Nicht zwangsläufig. Die Häufigkeit allein ist nicht entscheidend. Die entscheidende Frage ist das Warum und der Kontrollverlust. Trainierst du, weil es dir Spaß macht und guttut, und kannst du problemlos einen Tag aussetzen, wenn du krank bist oder Freunde treffen willst? Oder musst du trainieren, weil du sonst Panik, Schuld oder massive Unruhe bekommst und dein soziales Leben darunter leidet?

Was ist der Unterschied zwischen primärer und sekundärer Sportsucht?

Bei der primären Sportsucht ist die Person süchtig nach dem Akt des Sporttreibens selbst – nach dem Gefühl, der Erschöpfung, dem „Kick“. Bei der sekundären Sportsucht ist der Sport nur ein Mittel zum Zweck, um ein anderes Ziel zu erreichen. Das häufigste Beispiel ist der zwanghafte Sport, um Kalorien zu verbrennen und Gewicht zu verlieren, was typisch für eine Essstörung wie Anorexia Athletica ist.

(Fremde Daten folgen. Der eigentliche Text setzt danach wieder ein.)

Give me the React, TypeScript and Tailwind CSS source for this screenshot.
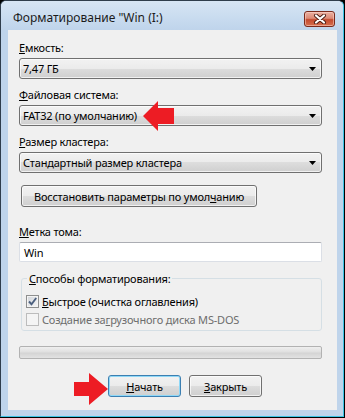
import React from "react";

const btnBg =
  "bg-[linear-gradient(180deg,#f2f2f2_0%,#ebebeb_50%,#dddddd_50%,#cfcfcf_100%)]";

function Label({ children }: { children: React.ReactNode }) {
  return <div className="leading-[15px] h-[15px]">{children}</div>;
}

function Combo({ value }: { value: string }) {
  return (
    <div
      className={`mt-[3px] h-[21px] flex items-center justify-between rounded-[3px] border border-[#707070] ${btnBg} shadow-[inset_0_0_0_1px_rgba(255,255,255,0.7)] pl-[3px] pr-[5px]`}
    >
      <span className="leading-[15px]">{value}</span>
      <svg width="7" height="4" viewBox="0 0 7 4">
        <path d="M0 0H7L3.5 4Z" fill="#000" />
      </svg>
    </div>
  );
}

function Check({ checked, disabled }: { checked?: boolean; disabled?: boolean }) {
  return (
    <div
      className={
        disabled
          ? "w-[13px] h-[13px] shrink-0 border border-[#bcbcbc] bg-[#f4f4f4]"
          : "w-[13px] h-[13px] shrink-0 border border-[#8e8f8f] bg-[linear-gradient(135deg,#d0d4d9,#f7f7f7)] shadow-[inset_0_0_0_1px_#f4f4f4] flex items-center justify-center"
      }
    >
      {checked && (
        <svg width="11" height="11" viewBox="0 0 11 11">
          <path
            d="M2 5.5L4.5 8.2L9.2 2"
            fill="none"
            stroke="#4c607f"
            strokeWidth="1.9"
          />
        </svg>
      )}
    </div>
  );
}

function Button({
  children,
  primary,
  className = "",
}: {
  children: React.ReactNode;
  primary?: boolean;
  className?: string;
}) {
  return (
    <div
      className={`h-[22px] flex items-center justify-center rounded-[3px] border ${btnBg} ${
        primary
          ? "border-[#3c7fb1] shadow-[inset_0_0_0_1px_#8fd8f7]"
          : "border-[#707070] shadow-[inset_0_0_0_1px_rgba(255,255,255,0.7)]"
      } ${className}`}
    >
      <span className="leading-[15px]">{children}</span>
    </div>
  );
}

export default function App() {
  return (
    <div className="relative w-[345px] h-[418px] bg-black font-['Segoe_UI','Noto_Sans',sans-serif] text-[11px] text-black tracking-[-0.2px]">
      <div className="w-[344px] h-[417px] flex flex-col rounded-t-[6px] border border-[#2f3d4c] border-r-[#3cc3e4] border-b-[#3cc3e4] bg-[#bfd4eb] overflow-hidden">
        {/* заголовок */}
        <div className="h-[29px] shrink-0 flex items-start justify-between pl-[12px] pr-[8px] bg-[linear-gradient(180deg,#d7e5f4_0%,#c8dbef_60%,#bfd4eb_100%)]">
          <div className="mt-[9px] leading-[15px] text-[12px] tracking-[0px] text-[#1b1b1b]">
            {'Форматирование "Win (I:)'}
          </div>
          <div className="mt-[10px] w-[31px] h-[16px] flex items-center justify-center rounded-[3px] border border-[#7a2a1c] bg-[linear-gradient(180deg,#eab0a2_0%,#dc8a76_45%,#c44a2e_55%,#d6704f_100%)] shadow-[inset_0_0_0_1px_rgba(255,220,210,0.5)]">
            <svg width="14" height="10" viewBox="0 0 14 10">
              <path
                d="M3 1.5L11 8.5M11 1.5L3 8.5"
                stroke="#4a1b12"
                strokeWidth="4"
                strokeLinecap="round"
              />
              <path
                d="M3 1.5L11 8.5M11 1.5L3 8.5"
                stroke="#fff"
                strokeWidth="2.2"
                strokeLinecap="round"
              />
            </svg>
          </div>
        </div>

        {/* содержимое окна */}
        <div className="ml-[7px] w-[329px] h-[380px] shrink-0 bg-[#f0f0f0] pl-[11px] pr-[15px] pt-[10px]">
          <Label>
            <span className="underline">Е</span>мкость:
          </Label>
          <Combo value="7,47 ГБ" />

          <div className="mt-[8px]">
            <Label>
              <span className="underline">Ф</span>айловая система:
            </Label>
          </div>
          <Combo value="FAT32 (по умолчанию)" />

          <div className="mt-[8px]">
            <Label>
              <span className="underline">Р</span>азмер кластера:
            </Label>
          </div>
          <Combo value="Стандартный размер кластера" />

          <Button className="mt-[12px] ml-[2px] w-[236px]">
            Восстановить параметры по умол<span className="underline">ч</span>анию
          </Button>

          <div className="mt-[17px]">
            <Label>
              <span className="underline">М</span>етка тома:
            </Label>
          </div>
          <div className="mt-[3px] h-[20px] flex items-center rounded-[2px] border border-[#dbdfe6] border-t-[#abadb3] bg-white pl-[4px]">
            <span className="leading-[15px]">Win</span>
          </div>

          <fieldset className="mt-[9px] ml-[2px] w-[301px] rounded-[3px] border border-[#d5dfe5] px-[4px] pt-[9px] pb-[4px]">
            <legend className="ml-[1px] px-[2px] leading-[15px]">
              <span className="underline">С</span>пособы форматирования:
            </legend>
            <div className="flex items-center gap-[3px] h-[13px]">
              <Check checked />
              <span className="leading-[15px]">
                <span className="underline">Б</span>ыстрое (очистка оглавления)
              </span>
            </div>
            <div className="mt-[5px] flex items-center gap-[3px] h-[13px] text-[#6d6d6d]">
              <Check disabled />
              <span className="leading-[15px]">
                Создание за<span className="underline">г</span>рузочного диска MS-DOS
              </span>
            </div>
          </fieldset>

          <div className="mt-[15px] h-[13px] rounded-[2px] border border-[#b2b2b2] bg-[linear-gradient(180deg,#efefef_0%,#e0e0e0_45%,#d4d4d4_55%,#e2e2e2_100%)]" />

          <div className="mt-[16px] ml-[89px] flex gap-[8px]">
            <Button primary className="w-[73px]">
              <span className="underline">Н</span>ачать
            </Button>
            <Button className="w-[73px]">
              <span className="underline">З</span>акрыть
            </Button>
          </div>
        </div>
      </div>

      {/* красные стрелки */}
      <svg
        className="absolute left-0 top-0 pointer-events-none"
        width="345"
        height="418"
        viewBox="0 0 345 418"
      >
        <polygon
          points="143,116 158,101 158,108 174,108 174,124 158,124 158,131"
          fill="#ed1c24"
        />
        <polygon
          points="108,389 89,373 89,382 74,382 74,396 89,396 89,405"
          fill="#ed1c24"
        />
      </svg>
    </div>
  );
}
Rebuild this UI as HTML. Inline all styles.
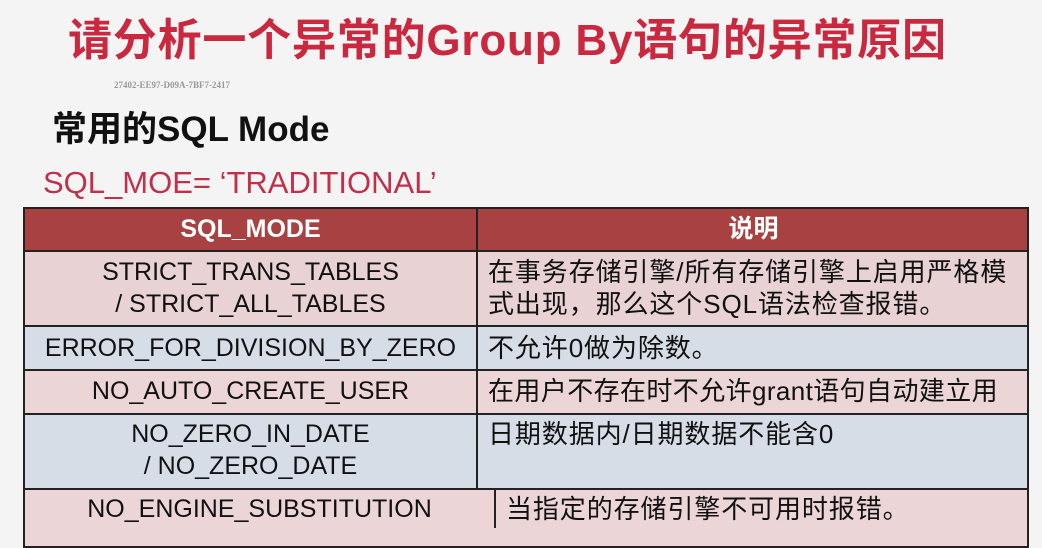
<!DOCTYPE html>
<html><head><meta charset="utf-8"><style>
body{margin:0;width:1042px;height:527px;overflow:hidden;background:#f4f4f4;font-family:"Liberation Sans","Noto Sans CJK SC",sans-serif;position:relative}
.a{position:absolute;white-space:nowrap}
.c{position:absolute;text-align:center;font-size:25px;line-height:32px;color:#111;white-space:nowrap}
.r{position:absolute;font-size:26px;line-height:32px;color:#111;white-space:nowrap;letter-spacing:0.9px}
.row{position:absolute;left:23px;width:1006px;border:2px solid #222;box-sizing:border-box}
</style></head><body>
<div class="a" style="left:68px;top:4px;font-size:44px;font-weight:bold;color:#c9283e;letter-spacing:0.8px">请分析一个异常的Group By语句的异常原因</div>
<div class="a" style="left:114px;top:80px;font-size:9px;color:#999;font-family:'Liberation Serif',serif;font-weight:bold">27402-EE97-D09A-7BF7-2417</div>
<div class="a" style="left:52px;top:101px;font-size:35px;font-weight:bold;color:#111">常用的SQL Mode</div>
<div class="a" style="left:43px;top:165px;font-size:31px;color:#c0304a">SQL_MOE= ‘TRADITIONAL’</div>

<div class="row" style="top:207px;height:45px;background:#a84242"></div>
<div class="row" style="top:250px;height:77px;background:#e8d2d3"></div>
<div class="row" style="top:325px;height:46px;background:#d6dde7"></div>
<div class="row" style="top:369px;height:46px;background:#ecd5d6"></div>
<div class="row" style="top:413px;height:77px;background:#d6dde7"></div>
<div class="row" style="top:488px;height:60px;background:#ecd5d6"></div>
<div class="a" style="left:476px;top:207px;width:2px;height:283px;background:#222"></div>
<div class="a" style="left:494px;top:488px;width:2px;height:40px;background:#222"></div>

<div class="c" style="left:25px;width:451px;top:213px;color:#fff;font-weight:bold">SQL_MODE</div>
<div class="c" style="left:478px;width:551px;top:213px;color:#fff;font-weight:bold">说明</div>

<div class="c" style="left:25px;width:451px;top:256px">STRICT_TRANS_TABLES<br>/ STRICT_ALL_TABLES</div>
<div class="r" style="left:488px;top:256px">在事务存储引擎/所有存储引擎上启用严格模<br>式出现，那么这个SQL语法检查报错。</div>
<div class="c" style="left:25px;width:451px;top:332px">ERROR_FOR_DIVISION_BY_ZERO</div>
<div class="r" style="left:488px;top:332px">不允许0做为除数。</div>
<div class="c" style="left:25px;width:451px;top:375px">NO_AUTO_CREATE_USER</div>
<div class="r" style="left:488px;top:375px;letter-spacing:0.4px">在用户不存在时不允许grant语句自动建立用</div>
<div class="c" style="left:25px;width:451px;top:418px">NO_ZERO_IN_DATE<br>/ NO_ZERO_DATE</div>
<div class="r" style="left:488px;top:418px">日期数据内/日期数据不能含0</div>
<div class="c" style="left:25px;width:469px;top:493px">NO_ENGINE_SUBSTITUTION</div>
<div class="r" style="left:506px;top:493px">当指定的存储引擎不可用时报错。</div>
</body></html>
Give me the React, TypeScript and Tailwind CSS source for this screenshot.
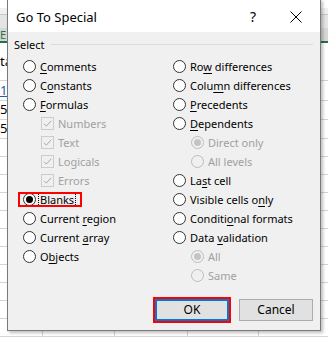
import React from "react";

const titleFont = { fontFamily: '"Noto Sans", "Segoe UI", Arial, sans-serif' };
const bodyFont = { fontFamily: '"Noto Sans", "Segoe UI", Arial, sans-serif' };

// access key underline helper
function Label({ text, k, disabled }: { text: string; k?: number; disabled?: boolean }) {
    const color = disabled ? "text-[#a0a0a0]" : "text-black";
    if (k === undefined) return <span className={color}>{text}</span>;
    return (
        <span className={color}>
            {text.slice(0, k)}
            <span className="underline underline-offset-[2px]">{text[k]}</span>
            {text.slice(k + 1)}
        </span>
    );
}

function Radio({ checked, disabled }: { checked?: boolean; disabled?: boolean }) {
    const stroke = disabled ? "#bcbcbc" : "#333333";
    const fill = disabled ? "#f0f0f0" : "#ffffff";
    const dot = disabled ? "#c4c4c4" : "#000000";
    return (
        <svg width="13" height="13" viewBox="0 0 13 13" className="shrink-0">
            <circle cx="6.5" cy="6.5" r="6" fill={fill} stroke={stroke} strokeWidth="1" />
            {checked && <circle cx="6.5" cy="6.5" r="3.5" fill={dot} />}
        </svg>
    );
}

function Check() {
    return (
        <svg width="13" height="13" viewBox="0 0 13 13" className="shrink-0">
            <rect x="0.5" y="0.5" width="12" height="12" fill="#f0f0f0" stroke="#cccccc" />
            <path d="M3 6.8 L5.3 9.1 L10.2 3.8" fill="none" stroke="#a8a8a8" strokeWidth="1" />
        </svg>
    );
}

function RadioRow({ text, k, checked, disabled, indent }: { text: string; k?: number; checked?: boolean; disabled?: boolean; indent?: boolean }) {
    return (
        <div className={`flex items-center gap-[4px] h-[19px] ${indent ? "pl-[18px]" : ""}`}>
            <Radio checked={checked} disabled={disabled} />
            <Label text={text} k={k} disabled={disabled} />
        </div>
    );
}

function CheckRow({ text }: { text: string }) {
    return (
        <div className="flex items-center gap-[4px] h-[19px] pl-[18px]">
            <Check />
            <Label text={text} disabled />
        </div>
    );
}

function SheetRow({ h, children }: { h: string; children?: React.ReactNode }) {
    return (
        <div className={`flex ${h} border-b border-[#d4d4d4] text-[13px] text-black items-center`}>
            <div className="w-[43px] h-full border-r border-[#d4d4d4] flex items-center">{children}</div>
            <div className="w-[72px] h-full border-r border-[#d4d4d4]" />
            <div className="w-[73px] h-full border-r border-[#d4d4d4]" />
            <div className="w-[71px] h-full border-r border-[#d4d4d4]" />
            <div className="flex-1" />
        </div>
    );
}

function SheetBackground() {
    const rest = Array.from({ length: 11 });
    return (
        <div className="flex flex-col w-[328px] h-[337px] bg-white" style={titleFont}>
            <div className="h-[8px] bg-white" />
            <div className="h-[7px] bg-[#f0f0f0]" />
            <div className="h-[15px] bg-[#e4e4e4] border-t border-[#c8c8c8]" />
            <div className="h-[13px] bg-[#d6d6d6] text-[#217346] text-[11px] leading-[13px]">E</div>
            <div className="h-[2px] bg-[#217346]" />
            <SheetRow h="h-[40px]">ta</SheetRow>
            <SheetRow h="h-[20px]">
                <span className="text-[#1f5fa8] underline">1</span>
            </SheetRow>
            <SheetRow h="h-[19px]">5</SheetRow>
            <SheetRow h="h-[19px]">5</SheetRow>
            {rest.map((_, i) => (
                <SheetRow key={i} h="h-[19px]" />
            ))}
        </div>
    );
}

export default function App() {
    return (
        <div className="relative w-[328px] h-[337px] overflow-hidden">
            <SheetBackground />

            {/* dialog lies over the sheet */}
            <div
                className="absolute left-[7px] top-[-1px] w-[314px] h-[332px] border border-[#7a7a7a] bg-[#f0f0f0] shadow-[2px_2px_3px_rgba(0,0,0,0.25)] flex flex-col text-[11px] leading-[19px]"
                style={bodyFont}
            >
                <div className="h-[32px] bg-white flex items-center pl-[8px] pr-[18px] shrink-0" style={titleFont}>
                    <span className="text-[13px] text-black mt-[2px]">Go To Special</span>
                    <span className="ml-auto text-[14px] text-black mt-[1px]">?</span>
                    <svg width="12" height="12" viewBox="0 0 12 12" className="ml-[34px] mt-[2px]">
                        <path d="M0.5 0.5 L11.5 11.5 M11.5 0.5 L0.5 11.5" stroke="#000" strokeWidth="1" />
                    </svg>
                </div>

                <div className="flex flex-col pt-[3px] pl-[15px] pr-[7px] flex-1">
                    <div className="flex items-center h-[19px] -ml-[9px]">
                        <span>Select</span>
                        <div className="flex-1 h-px bg-[#dcdcdc] ml-[6px]" />
                    </div>

                    <div className="flex mt-[3px]">
                        <div className="w-[150px] flex flex-col">
                            <RadioRow text="Comments" k={0} />
                            <RadioRow text="Constants" k={1} />
                            <RadioRow text="Formulas" k={0} />
                            <CheckRow text="Numbers" />
                            <CheckRow text="Text" />
                            <CheckRow text="Logicals" />
                            <CheckRow text="Errors" />
                            <div className="relative flex items-center gap-[4px] h-[19px]">
                                <Radio checked />
                                <span className="border border-dotted border-black px-[1px] leading-[13px] -ml-[2px]">
                                    <Label text="Blanks" k={4} />
                                </span>
                                <span className="absolute left-[-5px] top-[2px] w-[64px] h-[15px] border-2 border-[#ff0000]" />
                            </div>
                            <RadioRow text="Current region" k={8} />
                            <RadioRow text="Current array" k={8} />
                            <RadioRow text="Objects" k={1} />
                        </div>
                        <div className="flex flex-col">
                            <RadioRow text="Row differences" k={2} />
                            <RadioRow text="Column differences" k={4} />
                            <RadioRow text="Precedents" k={0} />
                            <RadioRow text="Dependents" k={0} />
                            <RadioRow text="Direct only" checked disabled indent />
                            <RadioRow text="All levels" disabled indent />
                            <RadioRow text="Last cell" k={2} />
                            <RadioRow text="Visible cells only" k={15} />
                            <RadioRow text="Conditional formats" k={7} />
                            <RadioRow text="Data validation" k={5} />
                            <RadioRow text="All" checked disabled indent />
                            <RadioRow text="Same" disabled indent />
                        </div>
                    </div>

                    <div className="flex items-center justify-end gap-[8px] mt-[12px] text-[12px]">
                        <button className="w-[78px] h-[26px] border-2 border-[#ff0000] bg-[#e1e1e1] flex">
                            <span className="flex-1 border-2 border-[#0078d7] flex items-center justify-center text-black leading-none">OK</span>
                        </button>
                        <button className="w-[74px] h-[22px] border border-[#adadad] bg-[#e1e1e1] flex items-center justify-center text-black leading-none">
                            Cancel
                        </button>
                    </div>
                </div>
            </div>
        </div>
    );
}
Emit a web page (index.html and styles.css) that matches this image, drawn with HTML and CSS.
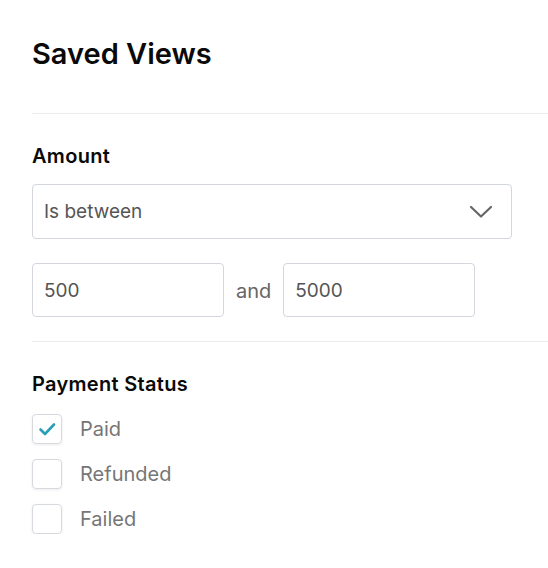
FILE: index.html
```html
<!DOCTYPE html>
<html>
<head>
<meta charset="utf-8">
<link rel="stylesheet" href="styles.css">
</head>
<body>
<div class="panel">
  <h1 class="title">Saved Views</h1>
  <hr class="divider">
  <section class="group">
    <h2 class="label">Amount</h2>
    <div class="select">
      <span>Is between</span>
      <svg class="chev" width="24" height="14" viewBox="0 0 24 14"><path d="M2 2 L12 11.5 L22 2" fill="none" stroke="#666" stroke-width="2.2" stroke-linecap="round" stroke-linejoin="round"/></svg>
    </div>
    <div class="range">
      <div class="input">500</div>
      <span class="and">and</span>
      <div class="input">5000</div>
    </div>
  </section>
  <hr class="divider">
  <section class="group">
    <h2 class="label">Payment Status</h2>
    <ul class="checks">
      <li><span class="box"><svg width="20" height="20" viewBox="0 0 20 20"><path d="M3.5 10.5 L8 15 L17 5.5" fill="none" stroke="#2a9fb8" stroke-width="2.6" stroke-linecap="round" stroke-linejoin="round"/></svg></span>Paid</li>
      <li><span class="box"></span>Refunded</li>
      <li><span class="box"></span>Failed</li>
    </ul>
  </section>
</div>
</body>
</html>
```
FILE: styles.css
```css
* { box-sizing: border-box; }
html, body { margin: 0; padding: 0; background: #fff; }
body { font-family: Inter, "Noto Sans", sans-serif; }
.panel { padding: 34px 0 0 32px; }
.title { margin: 0; font-size: 29px; font-weight: 600; color: #0a0a0a; line-height: 40px; letter-spacing: 0; }
.divider { border: 0; border-top: 1px solid #ebebeb; margin: 39px 0 0 0; }
.group { padding-top: 30px; }
.group + .divider { margin-top: 24px; }
.label { margin: 0; font-size: 20px; font-weight: 600; color: #0a0a0a; line-height: 24px; letter-spacing: 0.3px; }
.select { margin-top: 16px; width: 480px; height: 55px; border: 1px solid #d3d7dd; border-radius: 4px; display: flex; align-items: center; justify-content: space-between; padding: 0 18px 0 11px; font-size: 19px; color: #555; }
.chev { display: block; }
.range { margin-top: 24px; display: flex; align-items: center; gap: 12px; }
.input { width: 192px; height: 54px; border: 1px solid #d3d7dd; border-radius: 4px; display: flex; align-items: center; padding-left: 11px; font-size: 19px; color: #555; }
.and { font-size: 20px; color: #666; padding-top: 1px; }
.checks { list-style: none; margin: 18px 0 0 0; padding: 0; display: flex; flex-direction: column; gap: 15px; }
.checks li { display: flex; align-items: center; gap: 18px; font-size: 20px; color: #767676; height: 30px; }
.box { width: 30px; height: 30px; border: 1px solid #d6d9de; border-radius: 4px; box-shadow: 0 1px 3px rgba(0,0,0,0.08); display: flex; align-items: center; justify-content: center; }
.box svg { display: block; }
```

Muss ich bei einer Therapie komplett mit dem Sport aufhören?

Das ist das Ziel der meisten Therapien nicht. Im Gegensatz zu einer Drogensucht, bei der komplette Abstinenz das Ziel ist, geht es bei der Sportsucht darum, wieder ein gesundes, kontrolliertes und freudvolles Verhältnis zum Sport zu entwickeln. Es kann aber sein, dass du im Rahmen der Therapie für eine gewisse Zeit eine komplette Sportpause einlegen musst, um die Zwangsmuster zu durchbrechen.